We started with the tastiest beet ever. Instead of steaming the beets, this time we pressure cooked them for 45 minutes. We have found that beets, especially when they are to be dehydrated, should be well cooked. Once the beets had finished cooking and cooled to room temperature we peeled them and dehydrated them for 12 hours. The exterior became dry and leathery. The inside was semi-soft. We put the still warm beets into a zip top bag and closed it. The residual heat generates steam, which softens the chewy skin that formed on the outside of the vegetable.
As we pulled the beets out of the bag to begin working with them we were struck by the difference between the outer skin and the interior. What if we made the inside even softer? We would have a beet ravioli. We gently massaged the beets with our fingers, breaking up the rest of the insides so the beet felt like a weird stress ball. With the beet ravioli in hand we still felt somewhat incomplete. We felt sure that we could fill it with with something delicious to complement the flavor of the beet.

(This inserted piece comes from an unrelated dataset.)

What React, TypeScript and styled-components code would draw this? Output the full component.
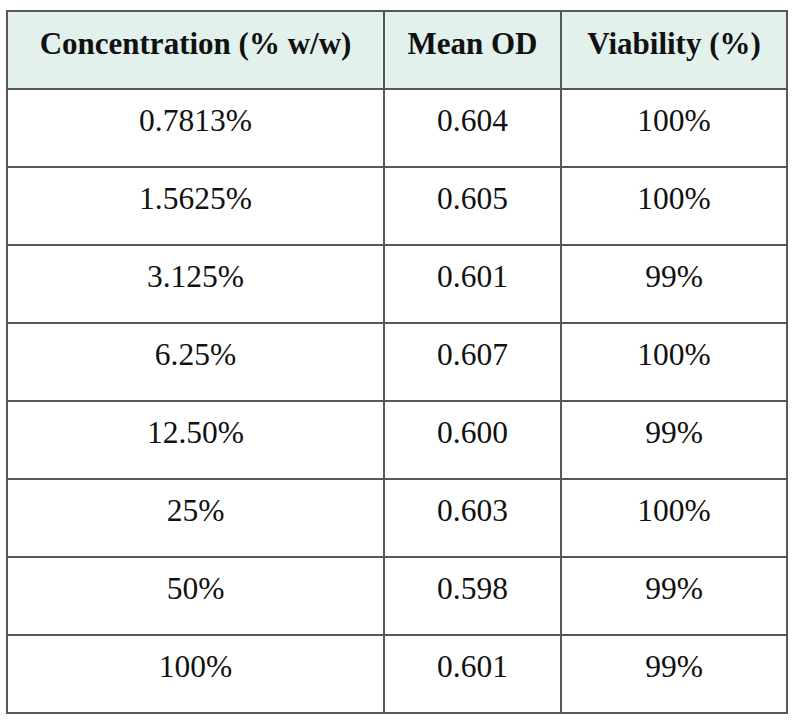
import React from 'react'
import styled, { createGlobalStyle } from 'styled-components'

const GlobalStyle = createGlobalStyle`
  html, body {
    margin: 0;
    padding: 0;
    background: #ffffff;
  }
`

const Page = styled.div`
  padding: 10px 0 0 6px;
  font-family: "Liberation Serif", "Times New Roman", serif;
  color: #111111;
`

const Table = styled.table`
  width: 780px;
  border-collapse: collapse;
  table-layout: fixed;
  border: 2px solid #575757;
`

const Col = styled.col<{ $w: number }>`
  width: ${p => p.$w}px;
`

const Row = styled.tr`
  height: 78px;
`

const HeadCell = styled.th`
  background: #e3f1ed;
  border: 2px solid #575757;
  font-size: 31px;
  font-weight: 700;
  text-align: center;
  vertical-align: middle;
  padding: 0 0 13px;
  white-space: nowrap;
`

const Cell = styled.td`
  border: 2px solid #575757;
  font-size: 31.5px;
  text-align: center;
  vertical-align: middle;
  padding: 0 0 14px;
`

const rows = [
  ['0.7813%', '0.604', '100%'],
  ['1.5625%', '0.605', '100%'],
  ['3.125%', '0.601', '99%'],
  ['6.25%', '0.607', '100%'],
  ['12.50%', '0.600', '99%'],
  ['25%', '0.603', '100%'],
  ['50%', '0.598', '99%'],
  ['100%', '0.601', '99%'],
]

export default function App() {
  return (
    <>
      <GlobalStyle />
      <Page>
        <Table>
          <colgroup>
            <Col $w={377} />
            <Col $w={177} />
            <Col $w={226} />
          </colgroup>
          <thead>
            <Row>
              <HeadCell>Concentration (% w/w)</HeadCell>
              <HeadCell>Mean OD</HeadCell>
              <HeadCell>Viability (%)</HeadCell>
            </Row>
          </thead>
          <tbody>
            {rows.map(r => (
              <Row key={r[0]}>
                {r.map((v, i) => (
                  <Cell key={i}>{v}</Cell>
                ))}
              </Row>
            ))}
          </tbody>
        </Table>
      </Page>
    </>
  )
}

We seasoned vanilla yogurt with 0.5% salt and filled a large syringe. Then we poked a small hole in the beet and injected the yogurt. The beet filled up like a water balloon. We removed the syringe and wiped the injection point clean. We patted it dry. We placed the beet on a plate, sprinkled on Murray River salt, and then spooned Concord Concentr8 over the top. With a knife and fork we popped the balloon and indulged.